At the age of five years old, fourth-year student Emily Bessey was diagnosed with Juvenile Idiopathic Arthritis (JIA) which for Bessey causes mobility struggles, living with high and manageable amounts of pain and surgery to help with joint damage.
Aside from the physical symptoms of her disability, she has also been met with judgement and invalidation. She said that people have told her many times that JIA is “not real and doesn’t exist.”
Bessey is now the president and founder of the new St. Thomas University Disability Society and hopes to create space for community and advocacy for students with disabilities.
“We talk a lot at STU about the importance of community and supporting your community and I think this is just another way that we’re able to do that for a particular group of students,” said Bessey.
The new society was officially launched at the beginning of November, but the idea has been brewing for years. Bessey said she has wanted to start a disability society since her first year at STU.
Coming in as a first-year, Bessey said she was unsure if she would find a community of people with similar experiences as her.
“When I came to university … I knew Accessibility Services was here and I talked to them before I came to STU,” she said. “But, I was like, ‘am I gonna have people around me that want to support me?’”
With the new society, she can now create a supportive environment for others and Bessey said there is already excitement for the club.
While volunteering at the open house this semester, Bessey said even prospective students approached her to share their happiness, which was “exciting to see.”
Currently the executive team consists of Bessey, Alex Dawson as vice president, Ian Curran as the social media and events coordinator and Cameron Rouse as treasurer — all students with disabilities that share the same vision as Bessey: to provide a space to fellow students sharing similar life experiences.
Bessey said that having a disability can feel “isolating.”
“I think there’s real power in community and solidarity, specifically for us as disabled students,” she said. “It can feel like you’re the only person in the world that’s ever experienced these things or felt this way.”
Rouse lives with chronic pain that has remained undiagnosed despite going through testing over the last five to six years.
She also echoed Bessey’s feeling of isolation.
“I think any person’s journey in getting a diagnosis or living with a disability, there is so much isolation. I think the society calls directly to answer that,” they said.

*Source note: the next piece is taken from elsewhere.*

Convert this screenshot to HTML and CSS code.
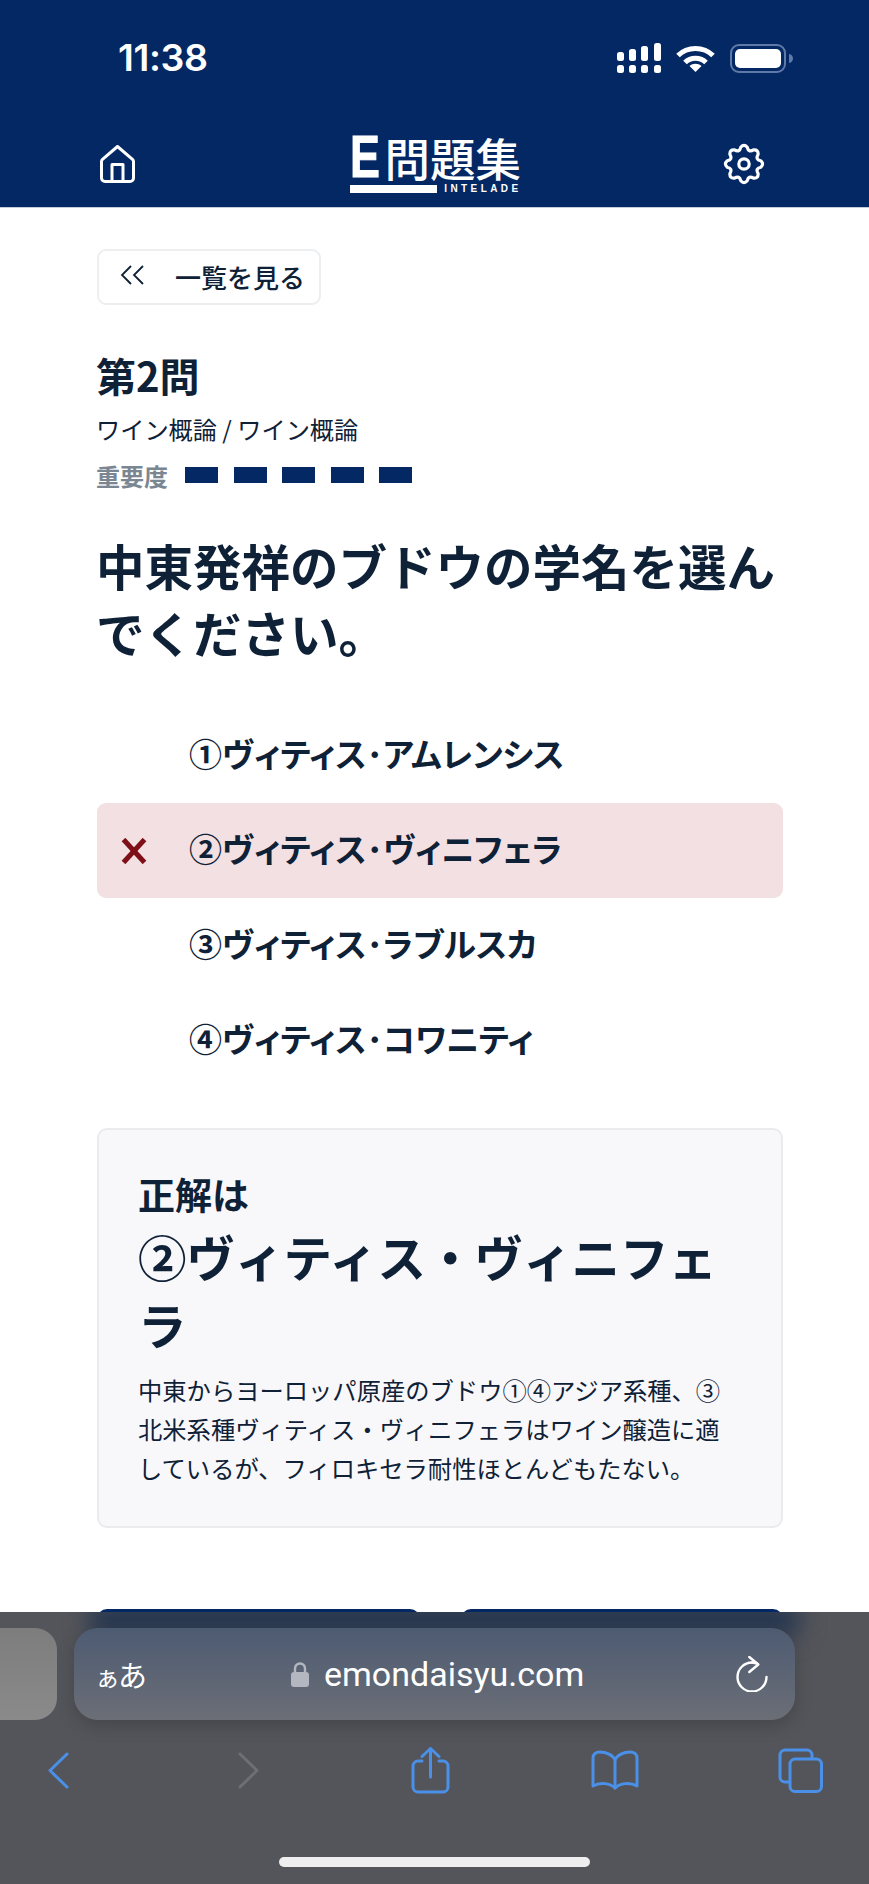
FILE: index.html
```html
<!DOCTYPE html>
<html lang="ja">
<head>
<meta charset="utf-8">
<title>E問題集</title>
<link rel="stylesheet" href="styles.css">
</head>
<body>
<div class="screen">
  <header class="app-header">
    <div class="status-bar">
      <span class="clock">11:38</span>
      <div class="status-icons">
        <svg class="ic-signal" viewBox="0 0 44 30" fill="#fff"><rect x="0" y="9" width="7" height="9" rx="2.5"/><rect x="12" y="6" width="7" height="12" rx="2.5"/><rect x="24" y="3" width="7" height="15" rx="2.5"/><rect x="37" y="0" width="7" height="18" rx="2.5"/><rect x="0" y="22" width="7" height="8" rx="2.5"/><rect x="12" y="22" width="7" height="8" rx="2.5"/><rect x="24" y="22" width="7" height="8" rx="2.5"/><rect x="37" y="22" width="7" height="8" rx="2.5"/></svg>
        <svg class="ic-wifi" viewBox="0 0 39 27" fill="none" stroke="#fff" stroke-width="5"><path d="M2 10.5C11.500 1 27.500 1 37 10.500"/><path d="M9 17.500C14.500 11.800 24.500 11.800 30 17.500"/><path d="M19.500 27l-6-6c3.300-3 8.700-3 12 0z" fill="#fff" stroke="none"/></svg>
        <svg class="ic-battery" viewBox="0 0 63 29"><rect x="1" y="1" width="54" height="27" rx="8" fill="none" stroke="#5f7aa8" stroke-width="2"/><rect x="5" y="5" width="46" height="19" rx="5" fill="#fff"/><path d="M59 10c2.500.5 4 2.300 4 4.500s-1.500 4-4 4.500z" fill="#5f7aa8"/></svg>
      </div>
    </div>
    <nav class="app-nav">
      <svg class="ic-home" viewBox="0 0 36 38" fill="none" stroke="#fff" stroke-width="3" stroke-linejoin="round"><path d="M1.500 16.500a3 3 0 0 1 1-2.200L17.500 1.500l15 12.800a3 3 0 0 1 1 2.200V33a3.500 3.500 0 0 1-3.500 3.500H5A3.500 3.500 0 0 1 1.500 33z"/><path d="M12 36.500V19.500h11v17"/></svg>
      <div class="logo">
        <div class="logo-top"><span class="logo-e">E</span><span class="logo-name">問題集</span></div>
        <div class="logo-bottom"><span class="logo-bar"></span><span class="logo-sub">INTELADE</span></div>
      </div>
      <svg class="ic-gear" viewBox="-1 -1 42 42" fill="none" stroke="#fff" stroke-width="3.200" stroke-linejoin="round"><path d="M16.760 3.310Q20 -.5 23.240 3.310Q24.590 8.910 29.510 5.910Q34.500 5.500 34.090 10.490Q31.090 15.410 36.690 16.760Q40.500 20 36.690 23.240Q31.090 24.590 34.090 29.510Q34.500 34.500 29.510 34.090Q24.590 31.090 23.240 36.690Q20 40.500 16.760 36.690Q15.410 31.090 10.490 34.090Q5.500 34.500 5.910 29.510Q8.910 24.590 3.310 23.240Q-.5 20 3.310 16.760Q8.910 15.410 5.910 10.490Q5.500 5.500 10.490 5.910Q15.410 8.910 16.760 3.310z"/><circle cx="20" cy="20" r="5.200"/></svg>
    </nav>
  </header>

  <main class="content">
    <a class="back-btn"><svg class="ic-dbl" viewBox="0 0 24 20" fill="none" stroke="#0f2136" stroke-width="1.800"><path d="M11 1L2 10l9 9"/><path d="M23 1l-9 9 9 9"/></svg><span>一覧を見る</span></a>

    <h2 class="q-no">第2問</h2>
    <p class="q-cat">ワイン概論 / ワイン概論</p>
    <div class="q-rank">
      <span class="rank-label">重要度</span>
      <div class="rank-marks"><i></i><i></i><i></i><i></i><i></i></div>
    </div>

    <h1 class="q-text">中東発祥のブドウの学名を選んでください。</h1>

    <ul class="options">
      <li class="option"><span class="mark"></span><span>①ヴィティス･アムレンシス</span></li>
      <li class="option wrong"><span class="mark"><svg class="ic-x" viewBox="0 0 26 26" fill="none" stroke="#7f0f16" stroke-width="5"><path d="M2.500 1.500l21 23"/><path d="M23.500 1.500l-21 23"/></svg></span><span>②ヴィティス･ヴィニフェラ</span></li>
      <li class="option"><span class="mark"></span><span>③ヴィティス･ラブルスカ</span></li>
      <li class="option"><span class="mark"></span><span>④ヴィティス･コワニティ</span></li>
    </ul>

    <section class="answer">
      <h3 class="ans-label">正解は</h3>
      <h2 class="ans-title">②ヴィティス・ヴィニフェラ</h2>
      <p class="ans-body">中東からヨーロッパ原産のブドウ①④アジア系種、③北米系種ヴィティス・ヴィニフェラはワイン醸造に適しているが、フィロキセラ耐性ほとんどもたない。</p>
    </section>

    <div class="pager"><a class="pager-btn"></a><a class="pager-btn"></a></div>
  </main>

  <div class="safari">
    <div class="tab-peek"></div>
    <div class="url-bar">
      <span class="aa"><small>ぁ</small>あ</span>
      <svg class="ic-lock" viewBox="0 0 18 25"><path d="M4 11V6.500a5 5 0 0 1 10 0V11" fill="none" stroke="#b4b6c0" stroke-width="2.400"/><rect x="0" y="10" width="18" height="15" rx="3" fill="#b4b6c0"/></svg>
      <span class="url">emondaisyu.com</span>
      <svg class="ic-reload" viewBox="0 0 32 36" fill="none" stroke="#fff" stroke-width="2.400" stroke-linecap="round" stroke-linejoin="round"><path d="M16 6.500A14.500 14.500 0 1 0 30.500 21"/><path d="M13.300 1l9 7.500-9 7.500"/><path d="M16 6.500l5 1"/></svg>
    </div>
    <div class="tools">
      <svg class="t-chev" viewBox="0 0 21 37" fill="none" stroke="#4a90e8" stroke-width="3" stroke-linecap="round" stroke-linejoin="round"><path d="M19 2L2 18.500 19 35"/></svg>
      <svg class="t-chev t-fwd" viewBox="0 0 21 37" fill="none" stroke="#6e6f72" stroke-width="3" stroke-linecap="round" stroke-linejoin="round"><path d="M2 2l17 16.500L2 35"/></svg>
      <svg class="t-share" viewBox="0 0 39 47" fill="none" stroke="#4a90e8" stroke-width="3" stroke-linecap="round" stroke-linejoin="round"><path d="M11 14H7a5 5 0 0 0-5 5v21a5 5 0 0 0 5 5h25a5 5 0 0 0 5-5V19a5 5 0 0 0-5-5h-4"/><path d="M19.500 30V2"/><path d="M11 9.500l8.500-8 8.500 8"/></svg>
      <svg class="t-book" viewBox="0 0 48 40" fill="none" stroke="#4a90e8" stroke-width="3" stroke-linecap="round" stroke-linejoin="round"><path d="M24 10C22 5 15 2 9 2 5 2 2 4 2 8v28c7-4 17-3 22 2 5-5 15-6 22-2V8c0-4-3-6-7-6-6 0-13 3-15 8z"/><path d="M24 10v28"/></svg>
      <svg class="t-tabs" viewBox="0 0 45 45" fill="none" stroke="#4a90e8" stroke-width="3" stroke-linejoin="round"><path d="M34 10V7a5 5 0 0 0-5-5H7a5 5 0 0 0-5 5v22a5 5 0 0 0 5 5h4"/><rect x="12" y="11" width="31.500" height="32.500" rx="5"/></svg>
    </div>
    <div class="home-bar"></div>
  </div>
</div>
</body>
</html>
```
FILE: styles.css
```css
* { box-sizing: border-box; }
html, body { margin: 0; padding: 0; }
body {
  width: 869px;
  height: 1884px;
  overflow: hidden;
  background: #fff;
  color: #0f2136;
  font-family: "Noto Sans CJK JP", "Noto Sans", sans-serif;
}
.screen { position: relative; width: 869px; height: 1884px; overflow: hidden; }
h1, h2, h3, p, ul { margin: 0; padding: 0; }

/* header */
.app-header { background: #042863; height: 208px; color: #fff; border-bottom: 1px solid #c4cbd8; }
.status-bar { display: flex; justify-content: space-between; align-items: center; padding: 43px 76px 0 118px; height: 73px; }
.clock { font-family: "Inter", sans-serif; font-size: 37.500px; font-weight: 600; line-height: 30px; letter-spacing: -.4px; }
.status-icons { display: flex; align-items: center; gap: 15px; }
.ic-signal { width: 44px; height: 30px; }
.ic-wifi { width: 39px; height: 27px; }
.ic-battery { width: 63px; height: 29px; }
.app-nav { display: flex; justify-content: space-between; align-items: center; padding: 48px 104px 0 100px; height: 134px; }
.ic-home { width: 36px; height: 38px; }
.ic-gear { width: 42px; height: 42px; }
.logo { display: flex; flex-direction: column; width: 172px; margin-left: 12px; }
.logo-top { display: flex; align-items: center; height: 44px; gap: 8px; }
.logo-e { display: inline-block; width: 27px; font-family: "Liberation Sans", sans-serif; font-weight: 700; font-size: 59px; line-height: 44px; transform: scaleX(.76); transform-origin: left center; -webkit-text-stroke: 1px #fff; }
.logo-name { font-size: 45.500px; line-height: 44px; font-weight: 500; letter-spacing: 0; }
.logo-bottom { display: flex; align-items: center; gap: 7px; margin-top: 6px; height: 8px; }
.logo-bar { width: 89px; height: 8px; background: #fff; }
.logo-sub { font-family: "Liberation Sans", sans-serif; font-size: 10px; font-weight: 700; letter-spacing: 3.400px; line-height: 8px; white-space: nowrap; }

/* content */
.content { padding: 41px 86px 0 97px; }
.back-btn { display: inline-flex; align-items: center; width: 224px; height: 56px; border: 2px solid #eceef0; border-radius: 9px; padding-left: 21px; font-size: 26px; font-weight: 500; line-height: 1; }
.ic-dbl { width: 24px; height: 20px; margin-right: 31px; margin-top: -4px; }
.q-no { font-size: 40px; line-height: 56px; font-weight: 700; margin-top: 42px; margin-left: -1px; }
.q-cat { font-size: 24.200px; line-height: 36px; margin-top: 8px; font-weight: 400; margin-left: -1px; }
.q-rank { display: flex; align-items: center; margin-top: 10px; height: 36px; margin-left: -1px; }
.rank-label { font-size: 24px; font-weight: 700; color: #7a8691; width: 89px; }
.rank-marks { display: flex; gap: 15.500px; }
.rank-marks i { display: block; width: 33px; height: 16px; background: #042863; }
.q-text { font-size: 48.500px; line-height: 67px; font-weight: 700; margin-top: 39px; margin-left: -1px; }

.options { list-style: none; margin-top: 42px; }
.option { display: flex; align-items: center; height: 95px; padding-bottom: 6px; border-radius: 9px; font-size: 33px; font-weight: 700; font-feature-settings: "palt"; }
.option.wrong { background: #f3e0e2; }
.mark { display: flex; align-items: center; justify-content: center; width: 92px; padding-right: 18px; padding-top: 6px; flex: none; }
.ic-x { width: 26px; height: 26px; }

.answer { margin-top: 40px; height: 400px; background: #f8f8fb; border: 2px solid #ebebee; border-radius: 10px; padding: 38px 40px 0 39px; }
.ans-label { font-size: 37px; line-height: 52px; font-weight: 700; }
.ans-title { font-size: 48.500px; line-height: 68px; font-weight: 700; margin-top: 2px; }
.ans-body { font-size: 24.300px; line-height: 39px; margin-top: 12px; font-weight: 400; }

.pager { display: flex; gap: 41px; margin-top: 81px; }
.pager-btn { display: block; flex: 1; height: 60px; border-radius: 10px; background: #042863; }

/* browser chrome overlay */
.safari { position: absolute; left: 0; right: 0; top: 1612px; height: 272px; overflow: hidden; background: #54555a; }
.safari::before { content: ""; position: absolute; left: 90px; right: 70px; top: -10px; height: 34px; background: #24354f; filter: blur(12px); }
.tab-peek { position: absolute; left: -30px; top: 16px; width: 87px; height: 92px; border-radius: 22px; background: linear-gradient(#7d7d7d, #8a8a8a); }
.url-bar { position: absolute; left: 74px; top: 16px; width: 721px; height: 92px; border-radius: 24px; background: linear-gradient(#4d5b72, #6b6e76); box-shadow: 0 6px 18px rgba(0,0,0,.18); color: #fff; display: flex; align-items: center; padding: 0 27px 0 21px; }
.aa { font-size: 29px; line-height: 1; width: 54px; flex: none; white-space: nowrap; letter-spacing: -1px; }
.aa small { font-size: 25px; letter-spacing: -2px; }
.ic-lock { width: 18px; height: 25px; flex: none; margin-left: 142px; }
.url { font-family: "Roboto", sans-serif; font-size: 34px; line-height: 1; margin-left: 15px; white-space: nowrap; }
.ic-reload { width: 32px; height: 36px; flex: none; margin-left: auto; }
.tools { position: absolute; left: 48px; right: 46px; top: 134px; height: 48px; display: flex; align-items: center; }
.t-chev { width: 21px; height: 37px; }
.t-fwd { margin-left: 169px; }
.t-share { width: 39px; height: 47px; margin-left: 152px; }
.t-book { width: 48px; height: 40px; margin-left: 141px; }
.t-tabs { width: 45px; height: 45px; margin-left: 139px; }
.home-bar { position: absolute; left: 279px; top: 245px; width: 311px; height: 10px; border-radius: 5px; background: #eeeeef; }
```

Rouse said that aside from isolation, students with disabilities on the STU campus specifically have other barriers to deal with. They mentioned uneven sidewalks, non-functioning handicap buttons for doors and elevators breaking down as problems on campus for people with mobility issues.
STU does have an Accessibility Office to address the needs of students with disabilities, however, Rouse said the society hopes to offer a more social space for those students.
“Our society has great opportunities to [work with] the Accessibility Office,” she said. “But I think there’s something to the fact that we’re social people.”
“Though they work hard to make accommodations, there’s also community — and that’s what keeps people moving.”
While Rouse and Bessey both see the new disability society as a space for connection, they also envision the society as a place to hear students’ needs and concerns regarding disability support on campus and act as a collective to both educate and improve accessibility at STU events.
Although it is the STU Disability Society, Bessey said that she wants all students to feel welcome to come to their events to learn and participate.
“Something that I’ve struggled with my whole life is that I think there’s a real image associated in people’s brains of what they think disability looks like and I don’t think that I as a person necessarily fit that image [for] people,” she said.
“Disability has no look and has no one experience and all of these people deserve to be considered and feel included.”